宁以初也不知道应该怎么办,只能拼命抓着她的手,一遍遍地安抚着她。
“白白,你要加油。你一定要坚持住,秦先生很快就会来救你了。”
季白白一开始还大方懂事的说道:“嗯,我相信秦达很快就来了。”
可是,季白白太疼了,时间长了忍耐力达到顶点。
“他怎么还不来?他这个笨蛋是不是根本不知道我被绑架了?”
“不会的,秦先生肯定早就知道,已经在想办法救你了,我们要坚持。”
“那他为什么还不来?秦达,别怪我没有告诉你,你再不来我就不要你了!”
“以初,我好疼啊,我真的好疼了,我快坚持不下去了。”季白白清楚地察觉到自己的身体状况很糟糕。
宁以初心中着急,死死地攥着季白白的手:“季白白你要坚持下去,你给我听着,如果你坚持不下去,等你不在了,秦达一定会娶别的女人,到时候你所拥有的一切都被别的女人占了,你甘心吗?你如今的幸福是你好不容易才得到的,你真的甘心放弃这一切吗?”
“甘心吗?当然不甘心了。”
季白白喃喃自语,
没有人比她自己更清楚,她走到这一步多么不容易。
如今在美妆界,她的名声才打出,她的名字也才被人知道,她好不容易才有了忠实的顾客,好不容易才有了现在的地位,好不容易才有了现在的幸福。
而且再也三个月,她就要跟秦达组成三口之家。
这一切的一切,让她怎么甘心放弃?
心里浓烈的不甘,让季白白精神好了一些。
宁以初长松了一口气。
她相信秦达知道季白白失踪,一定会拼命寻找她们的下落,她们多坚持一分钟,就多了一分获救的希望。
然而,她这一口气松下来得太早了,半个小时之后,季白白忽然觉得双腿间有些湿,她垂头一看竟然是出血了。
宁以初也看到了,她面色大变:“我去找人。
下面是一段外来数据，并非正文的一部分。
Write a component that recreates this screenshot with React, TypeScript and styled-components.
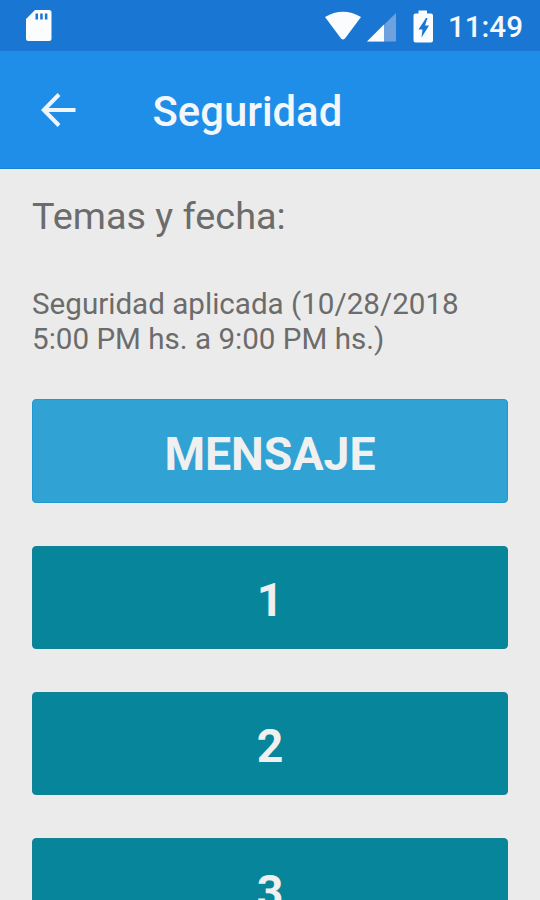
import React from 'react';
import styled, { createGlobalStyle } from 'styled-components';

const GlobalStyle = createGlobalStyle`
  * { box-sizing: border-box; }
  body { margin: 0; background: #ebebeb; font-family: Roboto, "Noto Sans", sans-serif; }
`;

const Screen = styled.div`
  width: 540px;
  height: 900px;
  overflow: hidden;
  display: flex;
  flex-direction: column;
  background: #ebebeb;
`;

const StatusBar = styled.div`
  flex: none;
  height: 51px;
  background: #1976d2;
  color: #f5f8fc;
  display: flex;
  align-items: center;
  justify-content: space-between;
  padding: 0 17px 0 26px;
`;

const StatusGroup = styled.div`
  display: flex;
  align-items: center;
`;

const Clock = styled.span`
  font-size: 29.6px;
  line-height: 51px;
  font-weight: 500;
  margin-left: 13px;
  padding-top: 4px;
`;

const AppBar = styled.header`
  flex: none;
  height: 118px;
  background: #1f8ee8;
  border-bottom: 1px solid #1583da;
  display: flex;
  align-items: center;
  padding-left: 41px;
`;

const BackButton = styled.button`
  border: 0;
  padding: 0;
  background: none;
  width: 111.5px;
  display: flex;
`;

const Title = styled.h1`
  margin: 5px 0 0;
  font-size: 41.8px;
  line-height: 50px;
  font-weight: 500;
  color: #f3f6fa;
`;

const Content = styled.main`
  padding: 23px 32px 0;
  color: #6c6c6c;
`;

const Heading = styled.h2`
  margin: 0;
  font-size: 37.8px;
  line-height: 48px;
  font-weight: 400;
`;

const Description = styled.p`
  margin: 47px 0 42.4px;
  font-size: 29.6px;
  line-height: 35px;
`;

const ButtonList = styled.div`
  display: flex;
  flex-direction: column;
  gap: 42.6px;
`;

const ActionButton = styled.button<{ $tone: string; $edge: string }>`
  height: 103.6px;
  border: 1px solid ${(p) => p.$edge};
  border-radius: 4px;
  padding: 5px 0 0;
  background: ${(p) => p.$tone};
  color: #f0f0f0;
  font: 700 46.4px Roboto, "Noto Sans", sans-serif;
`;

export default function App() {
  return (
    <Screen>
      <GlobalStyle />
      <StatusBar>
        <svg width="26" height="31" viewBox="0 0 26 31">
          <path fillRule="evenodd" fill="#fafcfe" d="M9 0h14a2.5 2.5 0 0 1 2.5 2.5v26A2.5 2.5 0 0 1 23 31H2.5A2.5 2.5 0 0 1 0 28.500V9zM9.500 3.500v6h2.500v-6zm4.700 0v6h2.500v-6zm4.700 0v6h2.500v-6z" />
        </svg>
        <StatusGroup>
          <svg width="110" height="34" viewBox="0 0 110 34">
            <path fill="#fafcfe" d="M0 8Q18-2.500 36 8L20 29.500q-2 2-4 0z" />
            <path fill="#6ea2df" d="M42 32.500 71 4v28.500z" />
            <path fill="#fafcfe" d="M42 32.500 59 15.500v17z" />
            <path fillRule="evenodd" fill="#fafcfe" d="M93.500 1.500h8.500v3h4a2 2 0 0 1 2 2v25a2 2 0 0 1-2 2H90.500a2 2 0 0 1-2-2v-25a2 2 0 0 1 2-2h3zM101 9l-7.500 11.500h4L96.500 28.500l7.500-12h-4l2.500-7.500z" />
          </svg>
          <Clock>11:49</Clock>
        </StatusGroup>
      </StatusBar>
      <AppBar>
        <BackButton aria-label="Atrás">
          <svg width="35" height="34" viewBox="0 0 35 34" fill="none" stroke="#f0f5fa" strokeWidth="4">
            <path d="M34.500 17H3M18 1.500 2.800 17 18 32.500" />
          </svg>
        </BackButton>
        <Title>Seguridad</Title>
      </AppBar>
      <Content>
        <Heading>Temas y fecha:</Heading>
        <Description>Seguridad aplicada (10/28/2018<br />5:00 PM hs. a 9:00 PM hs.)</Description>
        <ButtonList>
          <ActionButton $tone="#30a2d4" $edge="#1d99cf">MENSAJE</ActionButton>
          {['1', '2', '3'].map((n) => (
            <ActionButton key={n} $tone="#07859b" $edge="#128296">{n}</ActionButton>
          ))}
        </ButtonList>
      </Content>
    </Screen>
  );
}
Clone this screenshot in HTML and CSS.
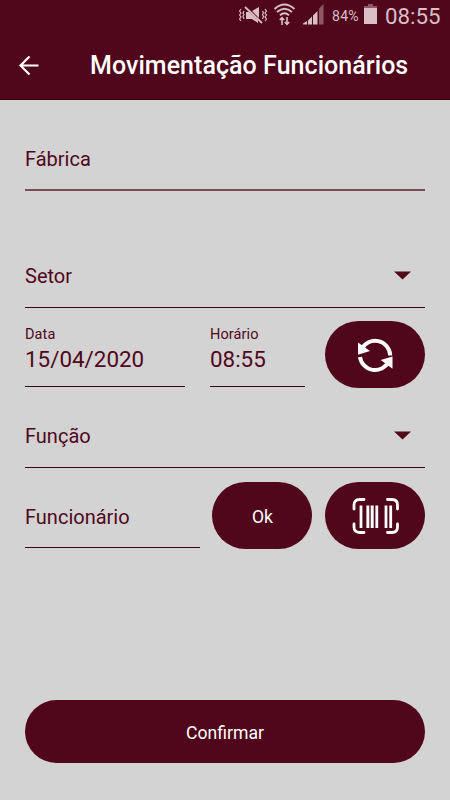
FILE: index.html
```
<!DOCTYPE html>
<html lang="pt-BR">
<head>
    <meta charset="utf-8">
    <title>Movimentação Funcionários</title>
    <link rel="stylesheet" href="styles.css">
</head>
<body>

    <header class="header">
        <div class="status-bar">
            <svg class="status-icons" width="90" height="32" viewBox="0 0 90 32">
                <!-- muted / vibrate -->
                <g fill="none" stroke="#d9bfc8" stroke-width="1.2">
                    <path d="M2 9l-1.500 2 1.500 2-1.500 2 1.500 2-1.500 2 1.500 2M5 11l-1 2 1 1.500-1 2 1 2.500M23.500 11l1 2-1 1.500 1 2-1 2.500M26 9l1.500 2-1.500 2 1.500 2-1.500 2 1.500 2-1.500 2"/>
                    <path d="M6 7l17 16" stroke-width="1.8"/>
                </g>
                <path d="M7 12h3l9 8.500v2.500l-6-4H7zM13 11l7-4v11z" fill="#d9bfc8"/>
                <!-- wifi -->
                <g fill="none" stroke="#d9bfc8" stroke-width="2">
                    <path d="M35.500 9q10-9 20 0M38 12q7.500-6.500 15 0M41 15.200q4.500-4 9 0"/>
                    <path d="M43 25v-7M40.800 20l2.200-2.400 2.200 2.400M48 17v7M45.800 22l2.200 2.400 2.200-2.400" stroke-width="1.6"/>
                </g>
                <!-- signal -->
                <path d="M64 24.500h4v-3.500l-4 2.500zM69 24.500h4v-8l-4 4zM74 24.500h4.500V11L74 15.500z" fill="#d9bfc8"/>
                <path d="M80 24.500h4.500V4L80 8.500z" fill="#8e5667"/>
            </svg>
            <span class="battery-level">84%</span>
            <svg class="battery" width="13" height="32" viewBox="0 0 13 32">
                <path d="M4 4h5v2H4z" fill="#8e5667"/>
                <path d="M0 6h13v2.500H0z" fill="#8e5667"/>
                <path d="M0 8h13v16H0z" fill="#d9bfc8"/>
            </svg>
            <span class="clock">08:55</span>
        </div>
        <div class="toolbar">
            <svg class="back" width="22" height="20" viewBox="0 0 22 20">
                <path d="M20.500 9.500H2.500M11.500 .5l-9 9 9 9" fill="none" stroke="#fff" stroke-width="2.200"/>
            </svg>
            <h1>Movimentação Funcionários</h1>
        </div>
    </header>

    <main class="form">
        <div class="field factory"><label>Fábrica</label></div>

        <div class="field select sector">
            <label>Setor</label>
            <svg width="17" height="9" viewBox="0 0 17 9"><path d="M0 .5h17l-8.500 8z" fill="#50061b"/></svg>
        </div>

        <div class="row time-row">
            <div class="field stacked date">
                <label>Data</label>
                <span class="value">15/04/2020</span>
            </div>
            <div class="field stacked hour">
                <label>Horário</label>
                <span class="value">08:55</span>
            </div>
            <button class="btn" aria-label="Atualizar">
                <svg width="40" height="40" viewBox="0 0 40 40">
                    <g fill="none" stroke="#fff" stroke-width="4">
                        <path d="M6.500 14A15.200 15.200 0 0 1 35.200 20.500"/>
                        <path d="M5 22A15.200 15.200 0 0 0 33.500 27"/>
                    </g>
                    <path d="M3 7.500v12.200L15 16zM37.500 21.500v12.300L25.700 25z" fill="#fff"/>
                </svg>
            </button>
        </div>

        <div class="field select role">
            <label>Função</label>
            <svg width="17" height="9" viewBox="0 0 17 9"><path d="M0 .5h17l-8.500 8z" fill="#50061b"/></svg>
        </div>

        <div class="row employee-row">
            <div class="field employee"><label>Funcionário</label></div>
            <button class="btn ok">Ok</button>
            <button class="btn" aria-label="Ler código">
                <svg width="48" height="38" viewBox="0 0 48 38">
                    <path d="M3 12V8q0-5.500 5.500-5.500H13M36.500 2.500H41q5.500 0 5.500 5.500v4M46.500 27v3q0 5.500-5.500 5.500H36.500M13 35.500H8.500q-5.500 0-5.500-5.500v-3" fill="none" stroke="#fff" stroke-width="2.800" stroke-linecap="round"/>
                    <path d="M10 8.500v22.500M16.800 8.500v22.500M21.300 8.500v22.500M25.800 8.500v22.500M35 8.500v22.500M39.700 8.500v22.500" stroke="#fff" stroke-width="2.800"/>
                    <path d="M19 8.500v22.500" stroke="#8e5667" stroke-width="1.800"/>
                </svg>
            </button>
        </div>

        <button class="btn confirm">Confirmar</button>
    </main>

</body>
</html>
```

FILE: styles.css
```
* { box-sizing: border-box; }
body { margin: 0; height: 800px; background-color: #d3d3d3; color: #50061b; font-family: Roboto, sans-serif; overflow: hidden; }

.header { height: 100px; background-color: #50061b; border-bottom: 1px solid #38000f; }
.status-bar { display: flex; height: 32px; padding-left: 239px; color: #d9bfc8; line-height: 32px; }
.status-icons { flex: none; }
.battery-level { width: 35px; padding-left: 3px; font-size: 14px; letter-spacing: .3px; }
.battery { flex: none; }
.clock { margin-left: 8px; font-size: 22.3px; line-height: 32px; }

.toolbar { display: flex; align-items: center; height: 67px; padding-left: 18px; }
.toolbar h1 { margin: 0 0 0 50px; color: #fff; font-size: 25px; font-weight: 500; line-height: 30px; letter-spacing: .05px; white-space: nowrap; }

.form { display: flex; flex-direction: column; height: 700px; padding: 0 25px; }
.row { display: flex; align-items: flex-start; height: 67px; }
.field { display: flex; align-items: center; border-bottom: 1px solid #35000c; font-size: 20px; }
.factory { height: 91px; padding-top: 28px; border-bottom: 2px solid #7d4d57; }
.select { justify-content: space-between; padding-right: 14px; }
.sector { height: 67px; margin-top: 50px; padding-top: 3px; }
.time-row { margin-top: 13px; }
.stacked { flex-direction: column; align-items: flex-start; height: 66px; padding-top: 5px; }
.stacked label { font-size: 14.5px; line-height: 18px; letter-spacing: .1px; }
.value { font-size: 22.4px; line-height: 30px; }
.date { width: 160px; }
.hour { width: 95px; margin-left: 25px; }
.role { height: 67px; margin-top: 13px; padding-top: 3px; }
.employee-row { margin-top: 14px; }
.employee { width: 175px; height: 66px; padding-top: 4px; }

.btn { display: flex; align-items: center; justify-content: center; width: 100px; height: 67px; margin-left: auto; padding: 0; border: 0; border-radius: 34px; background-color: #50061b; color: #fff; font-family: inherit; font-size: 17.6px; }
.ok { margin-left: 12px; padding: 2px 0 0 1px; }
.confirm { width: 400px; height: 63px; margin: auto 0 37px; padding-top: 2px; border-radius: 32px; }
```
”
“不要。”季白白立即阻止,这些绑匪意图不明,找他们求救跟主动送入户口有什么区别?
可是宁以初已经顾不得其他了,她避开季白白的手,冲到大门前拼命地拍着房门儿。
“有人吗?快来看看啊!”宁以初扯着嗓子疯狂地大喊:“我朋友出血了,她现在的情况很危险,必须要马上送到医院,要不然,会出事儿的!”
然而任凭她喊破喉咙,也没有人理会她。